With Commissioners Reding and Kuneva moving on the offensive against the telecom giants in an attempt to curb overcharging in text messages and data charges across euro-borders, I can’t help but ask, why is this all necessary?

Jon Worth’s breakdown of the sitution is very pragmatic:

So what does the Commission do? Well it cannot force changes to the market. It cannot create a proper EU-wide telecoms regulator as the Member States would cry foul. But it can manage to make the populist decision to cap prices, nevertheless leaving the problems with the market essentially unchanged. Better than nothing I suppose, but far from satisfactory.

The Commission is clearly making an effort to put down the prices. It started out well with voice roaming in 2007. Kuneva, in today’s press conference on the issue (it’s available for streaming on EBS somewhere) said in quite carefully selected words that she is not happy with the outcome of the voice roaming regulation, and that a new cartel has formed around the imposed limits.

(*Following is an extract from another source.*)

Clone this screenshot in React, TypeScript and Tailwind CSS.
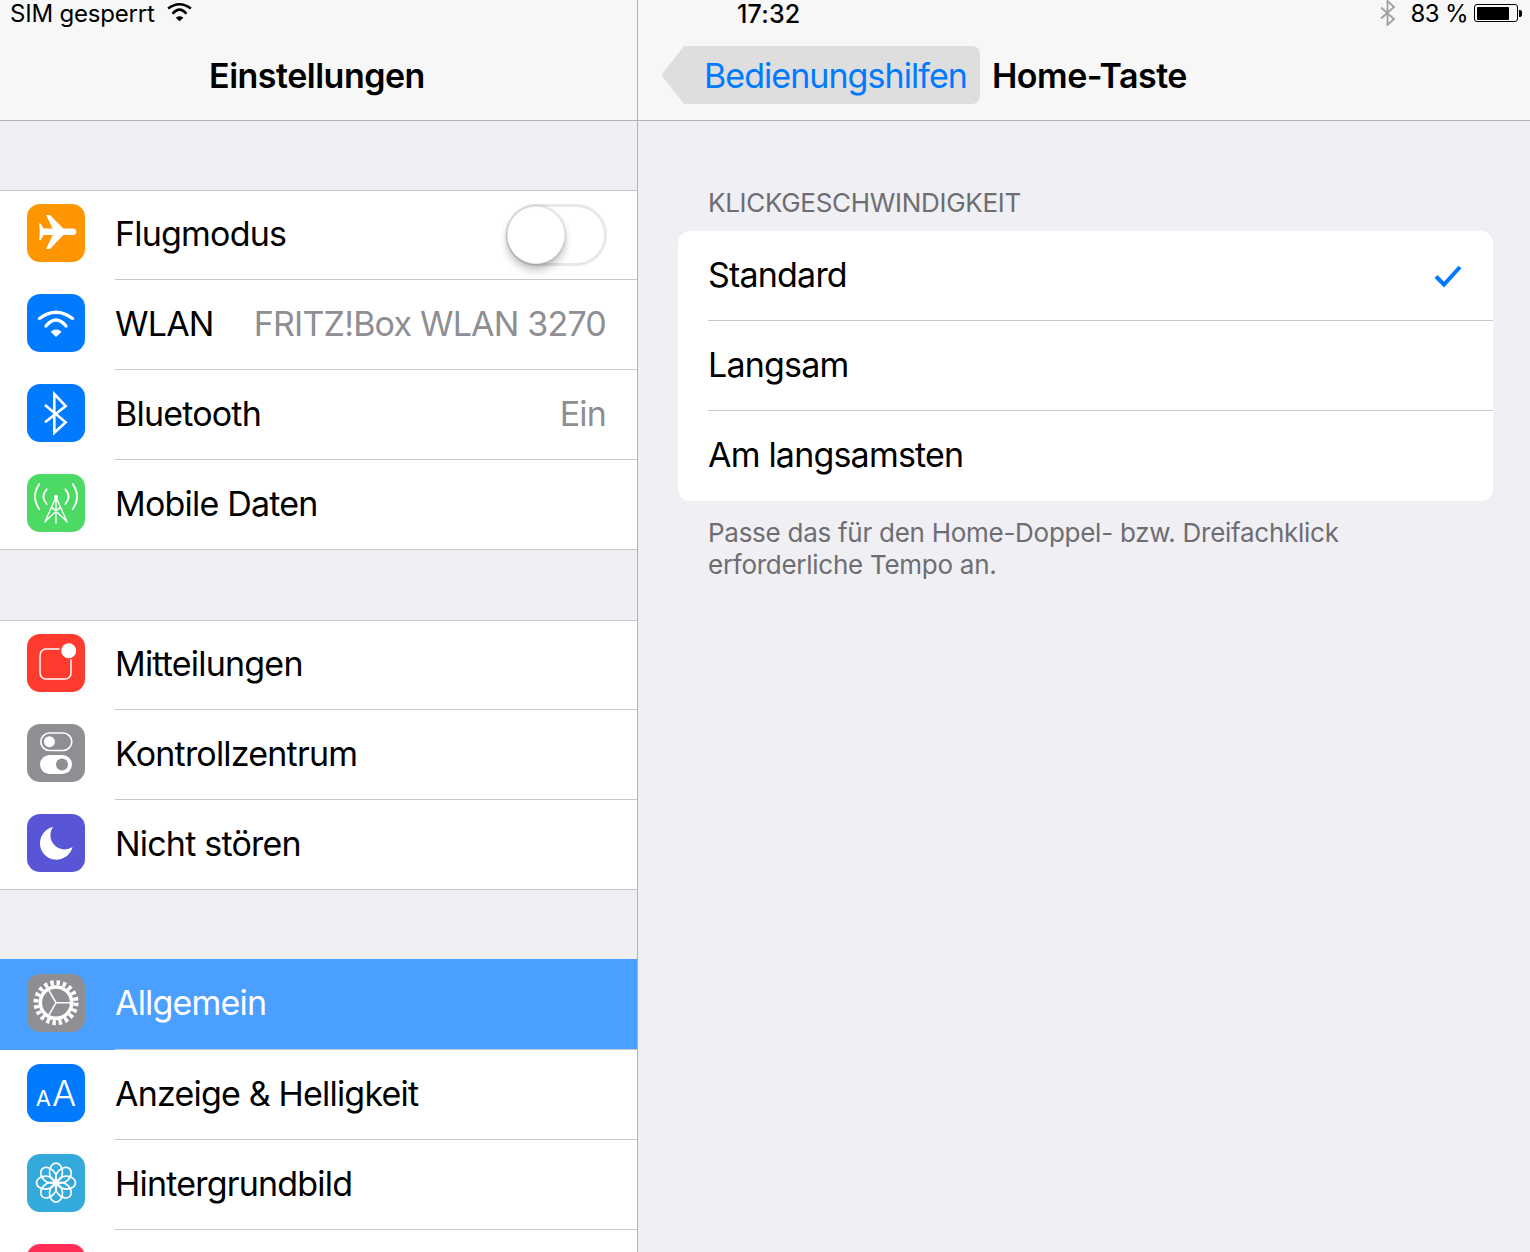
import type { ReactNode } from "react";

function Tile({ color, children }: { color: string; children?: ReactNode }) {
  return (
    <div className={`w-[58px] h-[58px] rounded-[13px] shrink-0 overflow-hidden ${color}`}>
      {children}
    </div>
  );
}

function Glyph({ children }: { children: ReactNode }) {
  return (
    <svg viewBox="0 0 58 58" width="58" height="58" fill="none" stroke="white" strokeLinecap="round" strokeLinejoin="round">
      {children}
    </svg>
  );
}

const PlaneIcon = () => (
  <Tile color="bg-[#ff9500]">
    <Glyph>
      <path
        d="M12 19.5h1.7L16.5 24.5H25.7L19 11h4L36.3 24.5H46a3.3 3.3 0 0 1 0 6.6H36.3L23 45h-4L25.7 31.1H16.5L13.7 36H12l.8-8.2z"
        fill="white"
        stroke="none"
      />
    </Glyph>
  </Tile>
);

const WifiIcon = () => (
  <Tile color="bg-[#007aff]">
    <Glyph>
      <path d="M12.5 24.5Q29 12 45.5 24.5" strokeWidth="3.4" />
      <path d="M19 32Q29 20 39 32" strokeWidth="3.4" />
      <path d="M23.7 37.7Q29 33.5 34.7 37.7L29 43z" fill="white" stroke="none" />
    </Glyph>
  </Tile>
);

const BluetoothIcon = () => (
  <Tile color="bg-[#007aff]">
    <Glyph>
      <path d="M18 21L38.7 38.3L27.3 48.7V10L38.7 22L18 38.3" strokeWidth="2.6" strokeLinecap="butt" strokeLinejoin="miter" />
    </Glyph>
  </Tile>
);

const TowerIcon = () => (
  <Tile color="bg-[#4cd964]">
    <Glyph>
      <path d="M12.3 10Q3.7 22.5 12.3 35.3M19.7 15.3Q13 22.5 19.7 30M45.7 10Q54.3 22.5 45.7 35.3M38.3 15.3Q45 22.5 38.3 30" strokeWidth="1.8" />
      <circle cx="29" cy="22.7" r="2" fill="white" stroke="none" />
      <path d="M29 23L18 47.7M29 23L40 47.7M29 23V49M24.7 33L40 47.7M33.3 33L18 47.7" strokeWidth="1.4" />
    </Glyph>
  </Tile>
);

const NotifyIcon = () => (
  <Tile color="bg-[#ff3b30]">
    <Glyph>
      <path d="M32 15H19a6 6 0 0 0-6 6V39a6 6 0 0 0 6 6H38a6 6 0 0 0 6-6V26" strokeWidth="1.5" />
      <circle cx="41.7" cy="16.7" r="7.5" fill="white" stroke="none" />
    </Glyph>
  </Tile>
);

const ControlIcon = () => (
  <Tile color="bg-[#8e8e93]">
    <Glyph>
      <rect x="13.8" y="9" width="31" height="17.5" rx="8.75" strokeWidth="1.7" />
      <circle cx="22.4" cy="17.7" r="5.5" fill="white" stroke="none" />
      <rect x="13" y="31" width="32" height="19" rx="9.5" fill="white" stroke="none" />
      <circle cx="35" cy="40.4" r="6" fill="#8e8e93" stroke="none" />
    </Glyph>
  </Tile>
);

const MoonIcon = () => (
  <Tile color="bg-[#5856d6]">
    <Glyph>
      <path d="M26 13A16.5 16.5 0 1 0 45.5 33A14.2 14.2 0 0 1 26 13z" fill="white" stroke="none" />
    </Glyph>
  </Tile>
);

const GearIcon = () => (
  <Tile color="bg-[#8e8e93]">
    <Glyph>
      <circle cx="29" cy="28.7" r="20" stroke="white" strokeWidth="5" strokeDasharray="3.4 2.88" strokeLinecap="butt" />
      <circle cx="29" cy="28.7" r="15.7" strokeWidth="3.6" />
      <path d="M29 28.7L45 28.7M29 28.7L21 14.8M29 28.7L21 42.6" strokeWidth="1.6" />
    </Glyph>
  </Tile>
);

const TextSizeIcon = () => (
  <Tile color="bg-[#007aff]">
    <div className="h-full flex items-baseline justify-center gap-[1px] pt-[11px] text-white leading-[36px] tracking-normal">
      <span className="text-[22px]">A</span>
      <span className="text-[36px] font-light">A</span>
    </div>
  </Tile>
);

const FlowerIcon = () => (
  <Tile color="bg-[#34aadc]">
    <Glyph>
      {[0, 45, 90, 135, 180, 225, 270, 315].map((a) => (
        <ellipse key={a} cx="29" cy="18.2" rx="6.5" ry="9" strokeWidth="1.7" transform={`rotate(${a} 29 28.7)`} />
      ))}
      <circle cx="29" cy="28.7" r="3" fill="white" stroke="none" />
    </Glyph>
  </Tile>
);

function Toggle() {
  return (
    <div className="w-[101px] h-[62px] -mr-px rounded-full border-[3px] border-[#e8e8e8] bg-white flex items-center">
      <div className="w-[58px] h-[58px] rounded-full bg-white -ml-[2px] border border-black/5 shadow-[0_6px_8px_rgba(0,0,0,0.25),0_0_3px_rgba(0,0,0,0.25)]" />
    </div>
  );
}

type RowProps = {
  icon: ReactNode;
  label?: string;
  value?: string;
  right?: ReactNode;
  first?: boolean;
  last?: boolean;
  selected?: boolean;
};

function Row({ icon, label, value, right, first, last, selected }: RowProps) {
  return (
    <div
      className={`flex items-stretch pl-[27px] ${
        selected ? "h-[91px] bg-[#4a9fff] text-white" : "h-[90px] bg-white text-black"
      } ${first && !selected ? "shadow-[inset_0_1px_0_#c8c7cc]" : ""} ${last ? "border-b border-[#c8c7cc]" : ""}`}
    >
      <div className={selected ? "mt-[15px]" : "mt-[14px]"}>{icon}</div>
      <div
        className={`ml-[30px] flex-1 flex items-center justify-between pr-[31px] leading-[40px] tracking-[-0.8px] ${
          last ? "" : "border-b border-[#c8c7cc]"
        }`}
      >
        <span className="-mt-[2px]">{label}</span>
        {value && <span className="-mt-[2px] text-[#8e8e93]">{value}</span>}
        {right}
      </div>
    </div>
  );
}

function Option({ label, checked, last }: { label: string; checked?: boolean; last?: boolean }) {
  return (
    <div className="h-[90px] pl-[30px]">
      <div className={`h-full flex items-center justify-between pr-[31px] leading-[40px] tracking-[-0.8px] ${last ? "" : "border-b border-[#c8c7cc]"}`}>
        <span className="-mt-[2px]">{label}</span>
        {checked && (
          <svg width="28" height="24" viewBox="0 0 28 24" fill="none" stroke="#007aff" strokeWidth="4">
            <path d="M2 12.5L10 20.5L26 3" />
          </svg>
        )}
      </div>
    </div>
  );
}

export default function App() {
  return (
    <div className="flex w-[1530px] h-[1252px] overflow-hidden bg-[#efeff4] font-['Inter',sans-serif] text-[34px] tracking-[-0.5px] text-black">
      <aside className="w-[638px] shrink-0 border-r border-[#b2b2b2]">
        <header className="h-[121px] bg-[#f7f7f7] border-b border-[#b2b2b2]">
          <div className="h-[26px] pt-[2px] flex items-center pl-[10px] text-[24px] leading-[24px] tracking-[-0.2px]">
            <span>SIM gesperrt</span>
            <svg className="ml-[12px] -mt-[4px]" width="25" height="20" viewBox="11 15 36 29" fill="none" stroke="black">
              <path d="M12.5 24.5Q29 12 45.5 24.5" strokeWidth="3.8" />
              <path d="M19 32Q29 20 39 32" strokeWidth="3.8" />
              <path d="M23.7 37.7Q29 33.5 34.7 37.7L29 43z" fill="black" stroke="none" />
            </svg>
          </div>
          <div className="mt-[20px] h-[58px] flex items-center justify-center font-semibold pr-[3px]">Einstellungen</div>
        </header>

        <div className="h-[69px]" />
        <Row first icon={<PlaneIcon />} label="Flugmodus" right={<Toggle />} />
        <Row icon={<WifiIcon />} label="WLAN" value="FRITZ!Box WLAN 3270" />
        <Row icon={<BluetoothIcon />} label="Bluetooth" value="Ein" />
        <Row last icon={<TowerIcon />} label="Mobile Daten" />

        <div className="h-[70px]" />
        <Row first icon={<NotifyIcon />} label="Mitteilungen" />
        <Row icon={<ControlIcon />} label="Kontrollzentrum" />
        <Row last icon={<MoonIcon />} label="Nicht stören" />

        <div className="h-[69px]" />
        <Row first selected icon={<GearIcon />} label="Allgemein" />
        <Row icon={<TextSizeIcon />} label="Anzeige & Helligkeit" />
        <Row icon={<FlowerIcon />} label="Hintergrundbild" />
        <Row icon={<Tile color="bg-[#ff2d55]" />} />
      </aside>

      <main className="flex-1 min-w-0">
        <header className="h-[121px] bg-[#f7f7f7] border-b border-[#b2b2b2]">
          <div className="h-[26px] pt-[2px] flex items-center pl-[99px] pr-[8px] text-[24px] leading-[24px] tracking-normal">
            <span className="font-medium text-[25px] tracking-[0.2px]">17:32</span>
            <svg className="ml-auto -mt-[2px]" width="18" height="26" viewBox="0 0 18 26" fill="none" stroke="#a0a0a0" strokeWidth="1.8">
              <path d="M2 7.5L15 19L8.5 25V1L15 7L2 18.5" />
            </svg>
            <span className="ml-[13px] tracking-[-0.6px]">83 %</span>
            <div className="-mt-[2px] ml-[6px] w-[44px] h-[18px] rounded-[3px] border border-black p-[1.5px]">
              <div className="h-full w-[84%] rounded-[1px] bg-black" />
            </div>
            <div className="-mt-[2px] ml-px w-[3px] h-[7px] rounded-r-[2px] bg-black" />
          </div>
          <div className="mt-[20px] h-[58px] pl-[24px] flex items-center">
            <svg width="31" height="58" viewBox="0 0 31 58" fill="#dedede">
              <path d="M31 0V58H22L1.2 31.5a4 4 0 0 1 0-5L22 0z" />
            </svg>
            <div className="h-full w-[287px] pl-[11px] flex items-center rounded-r-[8px] bg-[#dedede] text-[#007aff] tracking-[-0.95px]">
              Bedienungshilfen
            </div>
            <span className="ml-[12px] font-semibold">Home-Taste</span>
          </div>
        </header>

        <div className="pt-[66px] pl-[40px] pr-[37px]">
          <div className="pl-[30px] text-[26px] leading-[32px] tracking-[-0.3px] text-[#6d6d72]">KLICKGESCHWINDIGKEIT</div>
          <div className="mt-[12px] rounded-[12px] bg-white">
            <Option label="Standard" checked />
            <Option label="Langsam" />
            <Option label="Am langsamsten" last />
          </div>
          <p className="mt-[16px] pl-[30px] text-[26px] leading-[32px] tracking-[-0.27px] text-[#6d6d72]">
            Passe das für den Home-Doppel- bzw. Dreifachklick
            <br />
            erforderliche Tempo an.
          </p>
        </div>
      </main>
    </div>
  );
}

Viviane Reding, Queen of European Consumers, sworn enemy of telecom companies; the best of what the European political scene has to offer.

Viviane Reding, Queen of European Consumers, sworn enemy of telecom companies; the best of what the European political scene has to offer.

Reding seemed appalled that the telecoms aren’t taking the hint and moving towards self-regulation. The proposed new caps on data and sms roaming are quite significant for the European consumer, yet still allow for the telecoms to make significant profits. Indeed the cost of an SMS message from abroad is under 1 eurocent, and the proposed price-cap stands at 10 cents. When asked by a journalist why there is such a difference between the cost and the price cap, Reding replied quite pragmatically, that if they had set the cap lower, telecoms would complain that they are forced into losses. Indeed telecoms have already reacted in the UK; and why wouldn’t they- they have abused citizen money to lose. One European newspaper has seriously questioned the commission’s approach leaving several unanswered questions.

It seems that Reding and Kuneva have good intentions, but it remains to be seen how much they will be allowed by the Council and Parliament to accomplish. Reding has faced the music before, and will no doubt put up a strong fight to achieve what’s best for the European Consumer.